Support Multiple Concurrent Queries with Horizontal Elastic Scaling

Overview

Through this tutorial, you will learn how to use the horizontal elastic scaling capability of the Lakehouse virtual compute cluster to support dynamically changing multiple concurrent queries from clients.

Import Scripts

Open the "Lakehouse Tutorial" on the console's Tutorial page and select the "Support Multiple Concurrent Queries with Horizontal Elastic Scaling" course. Follow the prompts on the page to import the script files needed for this course.

View the "Tutorial_Working_With_Concurrency_Scaling" directory in the "Development Module".

Basic Knowledge

A virtual compute cluster (Virtual Cluster, abbreviated as VC or cluster) is a computing resource object provided by Singdata Lakehouse for data processing and analysis. Virtual compute clusters provide the CPU, memory, and local temporary storage (SSD medium) resources needed to execute SQL jobs in Lakehouse. Clusters feature rapid creation/destruction, scaling up/down, pausing/resuming, and are charged based on resource specifications and usage duration, with no charges incurred after pausing or deletion. Virtual compute clusters offer two types of clusters, general-purpose and analytical, to meet the isolation and optimization needs of different workloads for ETL and analysis scenarios.

Tutorial Steps

  1. Environment Preparation: Create a compute cluster for testing.
  2. Initiate Queries: Use the Studio Web environment to create Python tasks to perform continuous queries on Lakehouse with different concurrency levels, and observe the execution log results of the Python tasks to understand the cluster's rapid scaling capabilities under different concurrent requests.
  3. Clean Up Environment: Delete the compute cluster used for testing.

Through the above steps, you will be able to understand how to configure and use the elastic concurrency feature of virtual clusters and understand the performance of elastic concurrency.

Preparation

First, create an analytical compute cluster and enable and set the elastic concurrency feature through SQL commands.

This tutorial creates a cluster and sets the elastic scaling policy by running the [Tutorial_Working_With_Concurrency_Scaling->Step01.Preparation] SQL script task in the "Development" module.

Initiate Concurrent Queries Using Python Program

Open the [Tutorial_Working_With_Concurrency_Scaling->Step02.Run_Concurrent_Queries] Python concurrent task template in the [Development] module.
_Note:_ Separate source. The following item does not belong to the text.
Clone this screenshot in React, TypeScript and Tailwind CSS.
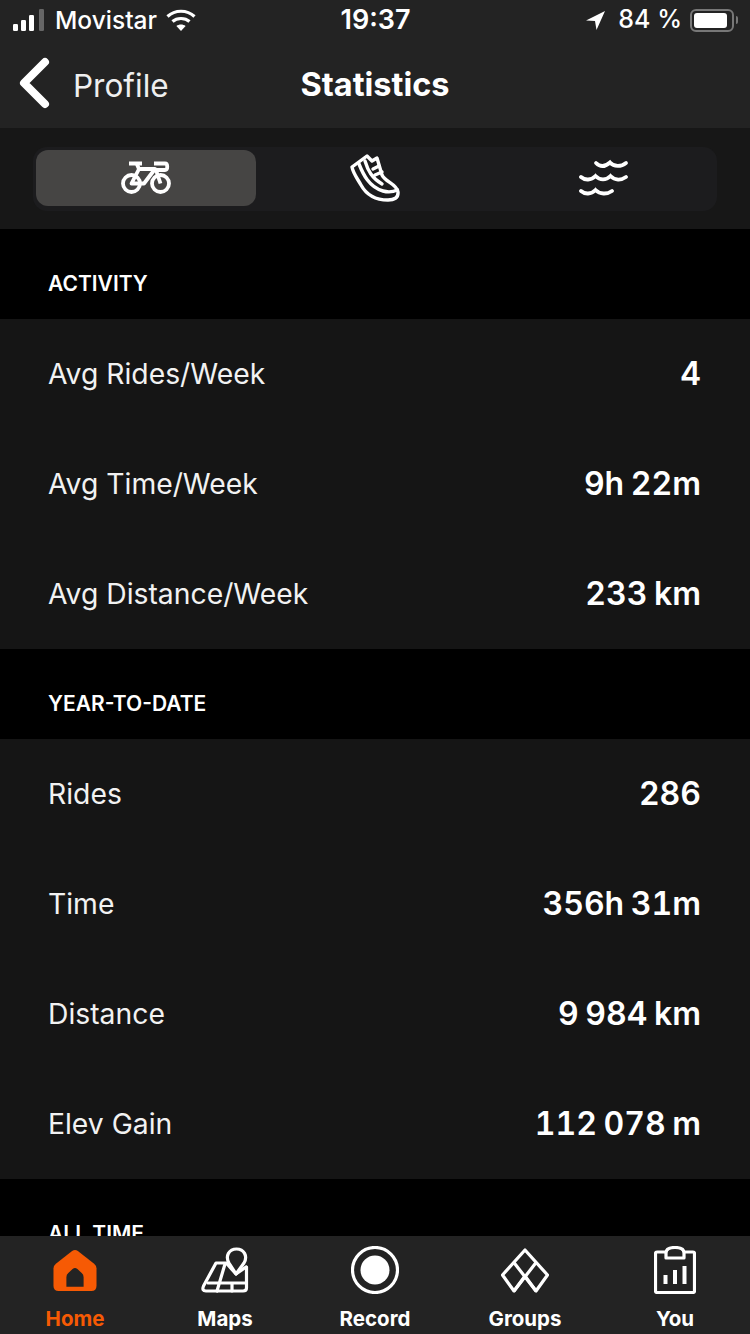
const FONT = "font-['Inter','Liberation_Sans',sans-serif]"

function SignalIcon() {
  return (
    <svg width="34" height="22" viewBox="0 0 34 22" fill="#fff">
      <rect x="0" y="15" width="5" height="7" rx="1.2" />
      <rect x="8" y="11" width="5" height="11" rx="1.2" />
      <rect x="16" y="6" width="5" height="16" rx="1.2" />
      <rect x="26" y="0" width="5" height="22" rx="1.2" fill="#666" />
    </svg>
  )
}

function WifiIcon() {
  return (
    <svg width="30" height="22" viewBox="0 0 30 22" fill="none" stroke="#fff" strokeWidth="3.2">
      <path d="M1.5 7.5C9 .5 21 .5 28.5 7.5" />
      <path d="M6.5 12.5C11 8.5 19 8.5 23.5 12.5" />
      <path d="M15 22l-4.6-5c2.5-2 6.7-2 9.200 0z" fill="#fff" stroke="none" />
    </svg>
  )
}

function LocationIcon() {
  return (
    <svg width="20" height="20" viewBox="0 0 20 20" fill="#fff">
      <path d="M19 1 L0 10.500 L9 11 L10.500 20 Z" />
    </svg>
  )
}

function BatteryIcon() {
  return (
    <div className="flex items-center gap-[2px]">
      <div className="w-[44px] h-[23px] rounded-[6px] border-2 border-[#777] p-[2px]">
        <div className="w-[33px] h-full rounded-[3px] bg-white" />
      </div>
      <div className="w-[2px] h-[8px] rounded-r-sm bg-[#777]" />
    </div>
  )
}

function BikeIcon() {
  return (
    <svg width="50" height="34" viewBox="0 0 50 34" fill="none" stroke="#fff" strokeWidth="3.8">
      <circle cx="10.500" cy="22.500" r="8.500" />
      <circle cx="39.500" cy="22.500" r="8.500" />
      <path d="M10.500 22.500 L18 8 L34 8 L23 22.500 Z" strokeLinejoin="round" />
      <path d="M8 2.500 H21 M15.500 2.500 L18 8" />
      <path d="M33 2.500 H44 C47 2.500 47 9 44 9 H35 L39.500 22.500" />
    </svg>
  )
}

function ShoeIcon() {
  return (
    <svg width="50" height="48" viewBox="0 0 50 48" fill="none" stroke="#fff" strokeWidth="3.4" strokeLinejoin="round" strokeLinecap="round">
      <path d="M2 13 L17 2 L22 7 L27 4 L32 21 C35 28 47 30 48 38 C48.500 44 44 46 38 46 C26 46 17 42 11 31 C7 24 3 19 2 13 Z" />
      <path d="M9 10 C13 20 19 33 33 37 C38 38.500 43 38 47.500 36" />
      <path d="M15 7 C18 17 22 24 32 30" />
      <path d="M23 15 L29 12 M25 21 L32 18" />
    </svg>
  )
}

function WavesIcon() {
  return (
    <svg width="50" height="38" viewBox="0 0 50 38" fill="none" stroke="#fff" strokeWidth="3.8" strokeLinecap="round">
      <path d="M17 4 C21 8 26 8 31 3.500 C35 8 42 8 47 4" />
      <path d="M2 18 C6 21.500 12 21.500 16.500 17 C21 21.500 27 21.500 31.500 17 C36 21.500 42 21.500 47 18" />
      <path d="M2 32 C6 35.500 12 35.500 16.500 31 C21 35.500 28 35.500 33 32" />
    </svg>
  )
}

function HomeIcon() {
  return (
    <svg width="44" height="43" viewBox="0 0 46 44">
      <path d="M20 1.500 Q23 -.5 26 1.500 L43 15 Q45.500 17 45.500 20 V38 Q45.500 43.500 40 43.500 H6 Q.5 43.500 .5 38 V20 Q.5 17 3 15 Z" fill="#f65a04" />
      <path d="M14 39 V29 Q14 26 16 24.500 L20.500 20.500 Q23 18.500 25.500 20.500 L30 24.500 Q32 26 32 29 V39 Z" fill="#232323" />
    </svg>
  )
}

function MapsIcon() {
  return (
    <svg width="48" height="46" viewBox="0 0 48 46" fill="none" stroke="#fff" strokeWidth="3.2" strokeLinejoin="round" strokeLinecap="round">
      <path d="M35 27 L28 16 C24 9 28 2 35.500 2 C43 2 47 9 43 16 Z" />
      <path d="M26 16 H15 L2.500 39 Q.5 44 5 44 H42 Q45.500 44 45.500 41 V20" />
      <path d="M27 18 L35 27 L45 20 M24 17 L16 44 M7 36 H45 M31 36 V44" />
    </svg>
  )
}

function RecordIcon() {
  return (
    <svg width="48" height="48" viewBox="0 0 48 48">
      <circle cx="24" cy="24" r="22.500" fill="none" stroke="#fff" strokeWidth="3.200" />
      <circle cx="24" cy="24" r="14.500" fill="#fff" />
    </svg>
  )
}

function GroupsIcon() {
  return (
    <svg width="48" height="45" viewBox="0 0 48 45" fill="none" stroke="#fff" strokeWidth="3.200" strokeLinejoin="round">
      <path d="M24 2 L46.500 27 L35 43 L24 28 L13 43 L1.500 27 Z" />
      <path d="M12.500 14 L35 43 M35.500 14 L13 43" />
    </svg>
  )
}

function YouIcon() {
  return (
    <svg width="42" height="48" viewBox="0 0 42 48" fill="none" stroke="#fff" strokeWidth="3.200" strokeLinejoin="round">
      <path d="M12 6 H3 Q1.500 6 1.500 7.500 V45 Q1.500 46.500 3 46.500 H39 Q40.500 46.500 40.500 45 V7.500 Q40.500 6 39 6 H30" />
      <path d="M12 12 V7 C12 3 16 1.500 21 1.500 C26 1.500 30 3 30 7 V12 Z" />
      <path d="M11.500 38 V29 M21 38 V24 M30.500 38 V20" strokeWidth="4" />
    </svg>
  )
}

function SectionHeader({ title }: { title: string }) {
  return (
    <div className="h-[90px] bg-black flex items-center pl-[48px] pt-[20px] text-[21px] font-semibold text-white">
      {title}
    </div>
  )
}

function StatRow({ label, value }: { label: string; value: string }) {
  return (
    <div className="h-[110px] flex items-center justify-between pl-[48px] pr-[49px]">
      <span className="text-[28.3px] text-[#f2f2f2]">{label}</span>
      <span className="text-[32px] font-semibold tabular-nums [word-spacing:-2px] text-white">{value}</span>
    </div>
  )
}

function NavItem({ label, icon, active }: { label: string; icon: React.ReactNode; active?: boolean }) {
  return (
    <div className="flex-1 flex flex-col items-center">
      <div className="h-[68px] flex items-center justify-center">{icon}</div>
      <span className={`mt-[1px] text-[20.5px] leading-[28px] font-bold ${active ? 'text-[#f65a04]' : 'text-white'}`}>
        {label}
      </span>
    </div>
  )
}

const activity = [
  { label: 'Avg Rides/Week', value: '4' },
  { label: 'Avg Time/Week', value: '9h 22m' },
  { label: 'Avg Distance/Week', value: '233 km' },
]

const ytd = [
  { label: 'Rides', value: '286' },
  { label: 'Time', value: '356h 31m' },
  { label: 'Distance', value: '9 984 km' },
  { label: 'Elev Gain', value: '112 078 m' },
]

export default function App() {
  return (
    <div className={`w-[750px] h-[1334px] flex flex-col overflow-hidden bg-black ${FONT}`}>
      <div className="h-[128px] bg-[#232323] shrink-0">
        <div className="h-[40px] flex items-center justify-between pl-[13px] pr-[12px] text-white text-[25px]">
          <div className="flex items-center w-[250px]">
            <SignalIcon />
            <span className="ml-[8px] text-[24.5px] font-medium">Movistar</span>
            <span className="ml-[9px]"><WifiIcon /></span>
          </div>
          <span className="text-[27px] font-semibold">19:37</span>
          <div className="flex items-center justify-end w-[250px]">
            <LocationIcon />
            <span className="ml-[12px] mr-[8px] font-medium">84 %</span>
            <BatteryIcon />
          </div>
        </div>
        <div className="h-[88px] relative flex items-center justify-center pt-[2px]">
          <div className="absolute left-[18px] top-[16px] flex items-center">
            <svg width="32" height="52" viewBox="0 0 32 52" fill="none" stroke="#fff" strokeWidth="8" strokeLinecap="round" strokeLinejoin="round">
              <path d="M27 5 L6 26 L27 47" />
            </svg>
            <span className="ml-[23px] mt-[6px] text-[31.5px] text-[#efefef]">Profile</span>
          </div>
          <span className="text-[32.5px] font-bold text-white">Statistics</span>
        </div>
      </div>

      <div className="h-[101px] bg-[#171717] shrink-0 flex items-center justify-center">
        <div className="w-[684px] h-[64px] rounded-[14px] bg-[#1c1c1e] flex items-start pt-[3px] pl-[3px]">
          <div className="w-[220px] h-[56px] rounded-[12px] bg-[#464544] flex items-center justify-center">
            <BikeIcon />
          </div>
          <div className="w-[238px] h-[56px] flex items-center justify-center"><ShoeIcon /></div>
          <div className="w-[220px] h-[56px] flex items-center justify-center"><WavesIcon /></div>
        </div>
      </div>

      <div className="flex-1 min-h-0 overflow-hidden">
        <SectionHeader title="ACTIVITY" />
        <div className="bg-[#151515]">
          {activity.map(r => <StatRow key={r.label} label={r.label} value={r.value} />)}
        </div>
        <SectionHeader title="YEAR-TO-DATE" />
        <div className="bg-[#151515]">
          {ytd.map(r => <StatRow key={r.label} label={r.label} value={r.value} />)}
        </div>
        <SectionHeader title="ALL TIME" />
      </div>

      <div className="h-[98px] bg-[#232323] shrink-0 flex">
        <NavItem label="Home" icon={<HomeIcon />} active />
        <NavItem label="Maps" icon={<MapsIcon />} />
        <NavItem label="Record" icon={<RecordIcon />} />
        <NavItem label="Groups" icon={<GroupsIcon />} />
        <NavItem label="You" icon={<YouIcon />} />
      </div>
    </div>
  )
}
You need to modify the connect connection configuration parameters before you can connect to Lakehouse and execute queries.

After modifying the connection information, please click to run the task and view the task execution log.

By observing the printed performance report, you can see that the Reporting_VC cluster scales horizontally with millisecond-level latency by dynamically increasing the number of replicas as the client's concurrent requests increase. Dynamic scaling maintains the query SLA for continuous concurrent requests.

While executing the task, you can also view the cluster's concurrent requests and elastic scaling status through the cluster monitoring page.

Environment Cleanup

Open the "Development" module [Tutorial_Working_With_Concurrency_Scaling->Step03.Clean_Up] SQL script file, execute the script to delete the test cluster for this tutorial.